Friday 28 November 2014
Sheffield has been awarded more than £1m in funding to drive forward innovative plans to help people stay healthy and well at home, and reduce pressure on health and social care services in the city.
The grant money was confirmed today after a successful bid for funding as part of the Government’s Transformational Challenge Award.
Sheffield City Council’s Leader, Cllr Julie Dore, said: “This demonstrates the strength of our partnership approach to improving health and well-being in the community.
“The extra funding means we can develop even more innovative approaches to keeping people well and healthy at home, before they reach a crisis point, and reach even more people.
“It’s really important to me that we make the most of our community support and enhance this wherever possible, to increase people’s quality of life and continue to provide the support that people need with the increasing pressures on our health and care services.”
The extra funding endorses successful work already underway in the city, including pilot projects which are helping people stay well at home, without having to go into hospital or rely on other services. It also aims to build support within communities so that people can easily access the help that they need.

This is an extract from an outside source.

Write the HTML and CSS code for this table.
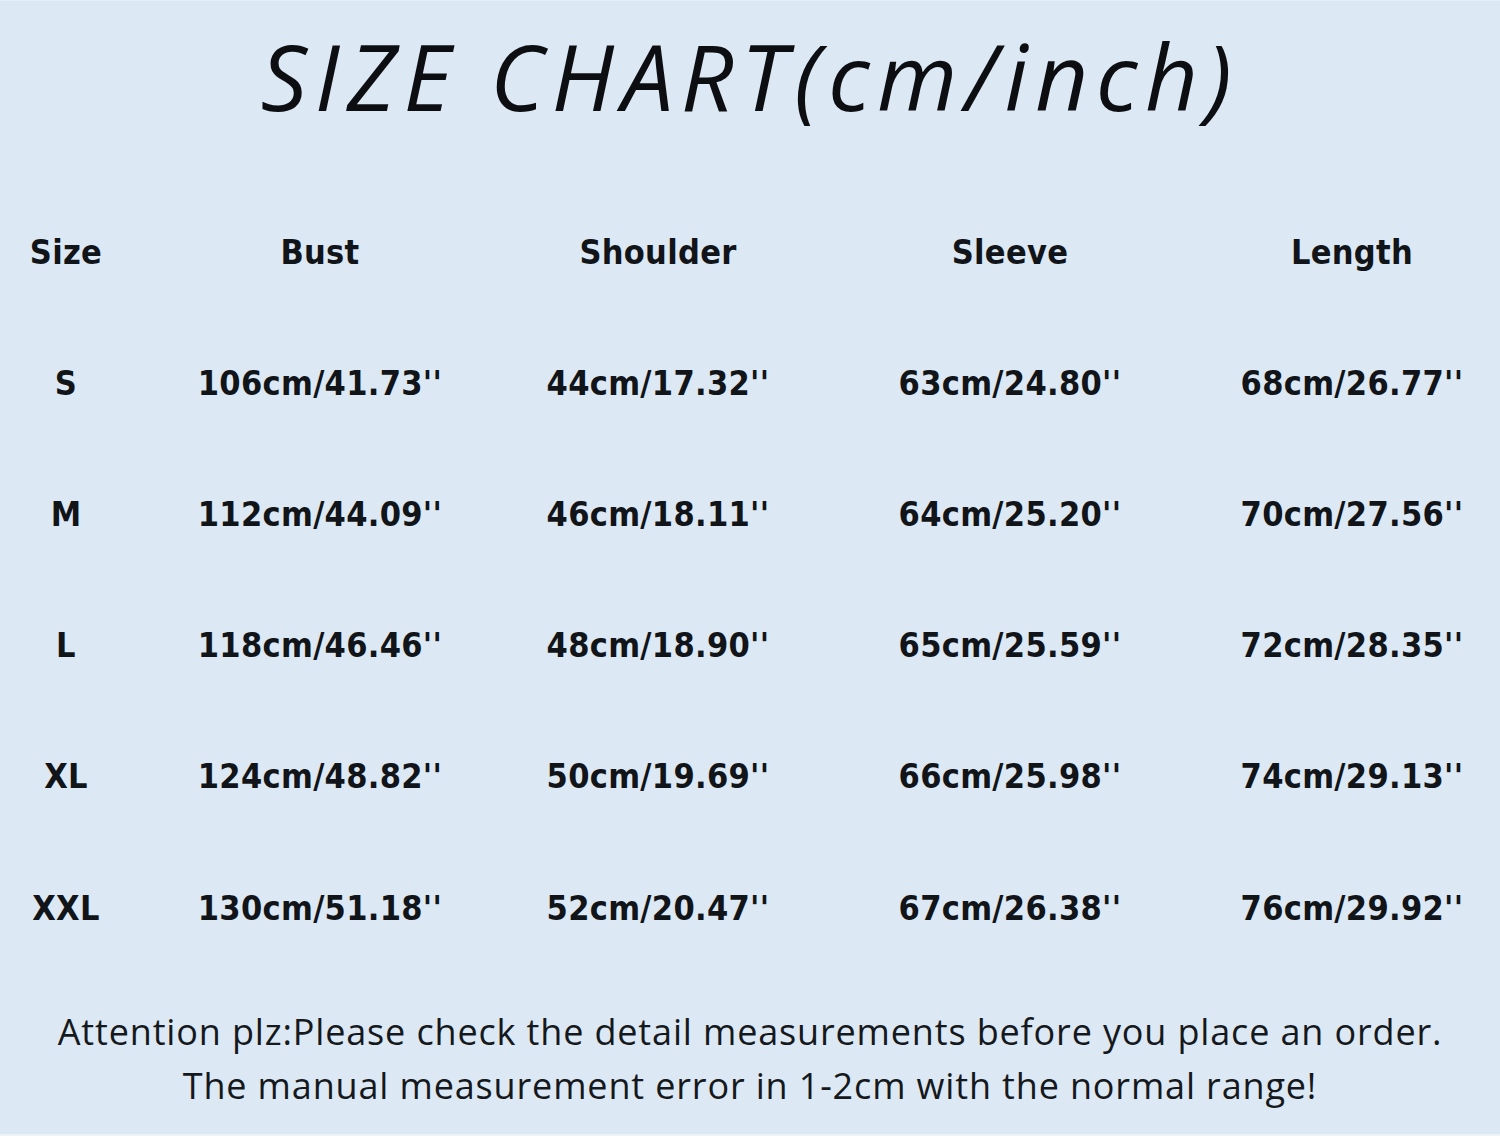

In Sheffield, 40 to 60 percent of hospital admissions for many long term conditions are for avoidable causes. It is hoped that the extra funding will support thousands more people at moderate to high risk of hospital admission, to allow them to retain much of their independence and well-being for as long as possible.
Small scale pilot projects already exist in the city to boost community health and well-being and the extra funding will allow widespread expansion of these.
Sheffield’s successful bid identifies how services will be delivered differently with better use made of community assets to meet the needs of the growing older population and increasing numbers of people experiencing long-term conditions and severe mental illness and isolation.
The successful Transformation Challenge Award bid was developed by a partnership between Sheffield City Council, the Sheffield Clinical Commissioning Group, Sheffield Teaching Hospitals Foundation Trust and Voluntary Action Sheffield.
Dr Zak McMurray, GP and Clinical Director at NHS Sheffield Clinical Commissioning Group (CCG) said: “It is wonderful news for Sheffield that we have secured this funding which we hope will make a real difference to local people as well as helping to reduce the pressure on health and care services.
“In Sheffield we have a strong partnership approach across health and social care and a long experience of joint working so receiving this funding will only go to strengthen that so we can continue to work together for the benefit of Sheffield people.”